DATA SEGMENT —
================================
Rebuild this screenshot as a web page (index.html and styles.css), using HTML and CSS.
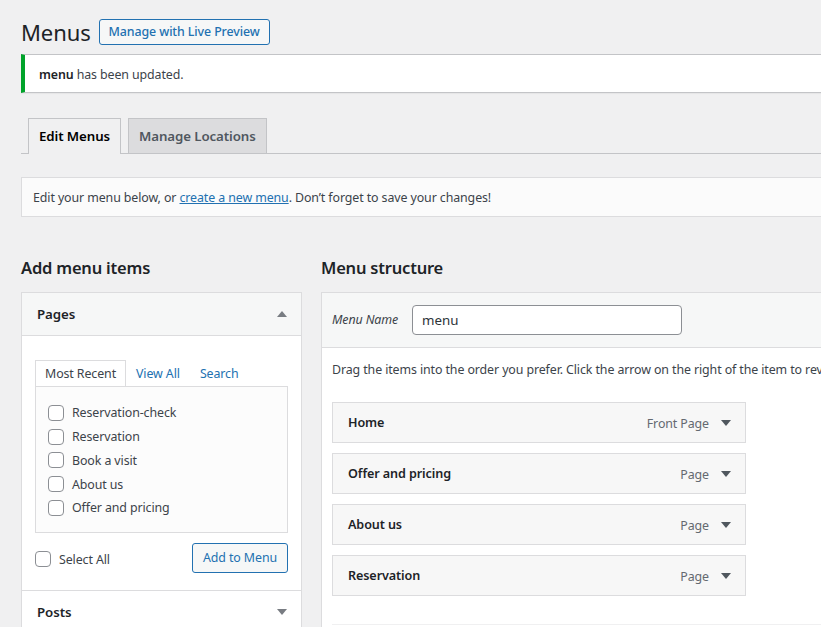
FILE: index.html
```html
<!DOCTYPE html>
<html lang="en">
	<head>
		<meta charset="UTF-8" />
		<title>Menus</title>
		<link rel="stylesheet" href="styles.css">
	</head>
	<body>
		<div class="wrap">
			<div class="page-head">
				<h1>Menus</h1>
				<a class="button-outline" href="#">Manage with Live Preview</a>
			</div>

			<div class="notice">
				<p><strong>menu</strong> has been updated.</p>
			</div>

			<nav class="nav-tabs">
				<a class="nav-tab active" href="#">Edit Menus</a>
				<a class="nav-tab" href="#">Manage Locations</a>
			</nav>

			<div class="manage-menus">
				Edit your menu below, or <a href="#">create a new menu</a>. Don’t forget to save your changes!
			</div>

			<div class="columns">
				<div class="col-left">
					<h2>Add menu items</h2>
					<div class="accordion">
						<div class="acc-section">
							<div class="acc-title">
								Pages
								<svg class="arrow" width="10" height="6" viewBox="0 0 10 6"><polygon points="5,0 10,6 0,6" /></svg>
							</div>
							<div class="acc-body">
								<ul class="tabs">
									<li class="tab active">Most Recent</li>
									<li class="tab"><a href="#">View All</a></li>
									<li class="tab"><a href="#">Search</a></li>
								</ul>
								<div class="tab-panel">
									<label class="check"><input type="checkbox"> Reservation-check</label>
									<label class="check"><input type="checkbox"> Reservation</label>
									<label class="check"><input type="checkbox"> Book a visit</label>
									<label class="check"><input type="checkbox"> About us</label>
									<label class="check"><input type="checkbox"> Offer and pricing</label>
								</div>
								<div class="acc-actions">
									<label class="check"><input type="checkbox"> Select All</label>
									<button class="button-outline add">Add to Menu</button>
								</div>
							</div>
						</div>
						<div class="acc-section">
							<div class="acc-title closed">
								Posts
								<svg class="arrow" width="10" height="6" viewBox="0 0 10 6"><polygon points="0,0 10,0 5,6" /></svg>
							</div>
						</div>
					</div>
				</div>

				<div class="col-right">
					<h2>Menu structure</h2>
					<div class="menu-edit">
						<div class="menu-header">
							<label class="menu-name-label">Menu Name</label>
							<input class="menu-name" type="text" value="menu">
						</div>
						<div class="menu-body">
							<p class="drag-help">Drag the items into the order you prefer. Click the arrow on the right of the item to reveal additional configuration options.</p>
							<ul class="menu-items">
								<li class="menu-item">
									<span class="item-title">Home</span>
									<span class="item-type">Front Page</span>
									<svg class="item-arrow" width="10" height="6" viewBox="0 0 10 6"><polygon points="0,0 10,0 5,6" /></svg>
									<span class="item-edit">Edit</span>
								</li>
								<li class="menu-item">
									<span class="item-title">Offer and pricing</span>
									<span class="item-type">Page</span>
									<svg class="item-arrow" width="10" height="6" viewBox="0 0 10 6"><polygon points="0,0 10,0 5,6" /></svg>
									<span class="item-edit">Edit</span>
								</li>
								<li class="menu-item">
									<span class="item-title">About us</span>
									<span class="item-type">Page</span>
									<svg class="item-arrow" width="10" height="6" viewBox="0 0 10 6"><polygon points="0,0 10,0 5,6" /></svg>
									<span class="item-edit">Edit</span>
								</li>
								<li class="menu-item">
									<span class="item-title">Reservation</span>
									<span class="item-type">Page</span>
									<svg class="item-arrow" width="10" height="6" viewBox="0 0 10 6"><polygon points="0,0 10,0 5,6" /></svg>
									<span class="item-edit">Edit</span>
								</li>
							</ul>
							<div class="menu-settings"></div>
						</div>
					</div>
				</div>
			</div>
		</div>
	</body>
</html>
```

FILE: styles.css
```css
html {
	overflow: hidden;
}

body {
	margin: 0;
	background-color: #f0f0f1;
	color: #3c434a;
	font-family: "Noto Sans", "Open Sans", sans-serif;
	font-size: 12.4px;
	letter-spacing: -0.1px;
	line-height: 1.4;
}

a {
	color: #2271b1;
}

.wrap {
	width: 1080px;
	padding-left: 21px;
}

.page-head {
	display: flex;
	align-items: center;
	gap: 8px;
	height: 30px;
	padding-top: 17px;
}

h1 {
	margin: 0;
	font-size: 22px;
	font-weight: 400;
	color: #1d2327;
}

.button-outline {
	display: inline-flex;
	align-items: center;
	height: 26px;
	padding: 0 9px;
	box-sizing: border-box;
	border: 1px solid #2271b1;
	border-radius: 3px;
	background-color: #f6f7f7;
	color: #2271b1;
	font-family: inherit;
	font-size: 12.4px;
	letter-spacing: -0.1px;
	font-weight: 500;
	text-decoration: none;
}

.notice {
	margin-top: 7px;
	background-color: #fff;
	border: 1px solid #c3c4c7;
	border-left: 4px solid #00a32a;
	box-shadow: 0 1px 1px rgba(0, 0, 0, 0.04);
	padding: 0 14px;
}

.notice p {
	margin: 0;
	height: 37px;
	line-height: 39px;
}

.notice strong {
	font-weight: 600;
	color: #1d2327;
}

.nav-tabs {
	display: flex;
	gap: 7px;
	margin-top: 25px;
	padding-left: 7px;
	border-bottom: 1px solid #c3c4c7;
}

.nav-tab {
	display: block;
	height: 34px;
	line-height: 35px;
	padding: 0 10px;
	margin-bottom: -1px;
	border: 1px solid #c3c4c7;
	border-bottom: none;
	background-color: #dcdcde;
	color: #50575e;
	font-size: 13.3px;
	font-weight: 600;
	text-decoration: none;
}

.nav-tab.active {
	height: 35px;
	background-color: #f0f0f1;
	color: #000;
}

.manage-menus {
	margin-top: 23px;
	height: 38px;
	line-height: 39px;
	padding: 0 11px;
	background-color: #fbfbfb;
	border: 1px solid #dcdcde;
}

.columns {
	display: flex;
	gap: 19px;
	margin-top: 38px;
}

h2 {
	margin: 0 0 12px;
	font-size: 16.5px;
	letter-spacing: -0.2px;
	font-weight: 600;
	line-height: 25px;
	color: #1d2327;
}

.col-left {
	width: 281px;
	flex-shrink: 0;
}

.col-right {
	flex: 1;
}

.accordion {
	border: 1px solid #dcdcde;
	border-bottom: none;
	background-color: #fff;
}

.acc-title {
	display: flex;
	align-items: center;
	justify-content: space-between;
	height: 42px;
	padding: 0 14px 0 15px;
	background-color: #f6f7f7;
	border-bottom: 1px solid #dcdcde;
	color: #1d2327;
	font-size: 13.3px;
	font-weight: 600;
}

.acc-title.closed {
	background-color: #fff;
}

.arrow {
	fill: #787c82;
}

.acc-body {
	padding: 24px 13px 17px;
	border-bottom: 1px solid #dcdcde;
}

.tabs {
	display: flex;
	list-style: none;
	margin: 0;
	padding: 0;
}

.tab {
	height: 25px;
	line-height: 26px;
	padding: 0 9px;
	border: 1px solid transparent;
	border-bottom: none;
}

.tab a {
	text-decoration: none;
}

.tab.active {
	border-color: #dcdcde;
	background-color: #fff;
	margin-bottom: -1px;
	position: relative;
}

.tab-panel {
	display: flex;
	flex-direction: column;
	padding: 14px 12px 12px;
	border: 1px solid #dcdcde;
	background-color: #fcfcfc;
}

.check {
	display: flex;
	align-items: center;
	gap: 8px;
	height: 23.8px;
}

.check input {
	appearance: none;
	width: 16px;
	height: 16px;
	margin: 0;
	border: 1px solid #8c8f94;
	border-radius: 4px;
	background-color: #fff;
}

.acc-actions {
	display: flex;
	align-items: center;
	justify-content: space-between;
	margin-top: 10px;
}

.acc-actions .check {
	margin-top: 3px;
}

.button-outline.add {
	height: 30px;
	padding: 0 10px;
	font-weight: 400;
}

.menu-edit {
	border: 1px solid #dcdcde;
	background-color: #fff;
}

.menu-header {
	display: flex;
	align-items: center;
	gap: 14px;
	height: 54px;
	padding: 0 10px;
	background-color: #f6f7f7;
	border-bottom: 1px solid #dcdcde;
}

.menu-name-label {
	font-style: italic;
}

.menu-name {
	width: 270px;
	height: 30px;
	box-sizing: border-box;
	padding: 0 9px;
	border: 1px solid #8c8f94;
	border-radius: 4px;
	font-family: inherit;
	font-size: 13.3px;
	color: #2c3338;
}

.menu-body {
	padding: 0 10px;
}

.drag-help {
	margin: 13px 0 0;
	white-space: nowrap;
}

.menu-items {
	list-style: none;
	margin: 24px 0 0;
	padding: 0;
	display: flex;
	flex-direction: column;
	gap: 10px;
}

.menu-item {
	position: relative;
	overflow: hidden;
	display: flex;
	align-items: center;
	width: 414px;
	height: 41px;
	box-sizing: border-box;
	padding: 0 14px 0 15px;
	border: 1px solid #dcdcde;
	background-color: #f7f7f7;
}

.item-title {
	flex: 1;
	color: #1d2327;
	font-size: 12.6px;
	font-weight: 600;
}

.item-type {
	color: #646970;
	font-size: 12.4px;
	margin-right: 12px;
	padding-top: 2px;
}

.item-arrow {
	fill: #50575e;
}

.item-edit {
	position: absolute;
	right: 10px;
	bottom: -11px;
	font-size: 11px;
	color: #a7aaad;
}

.menu-settings {
	margin-top: 28px;
	border-top: 1px solid #f0f0f1;
	height: 20px;
}
```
================================
Which lines contain "index"? Copy each of them out.

Rebuild this screenshot as a web page (index.html and styles.css), using HTML and CSS.
FILE: index.html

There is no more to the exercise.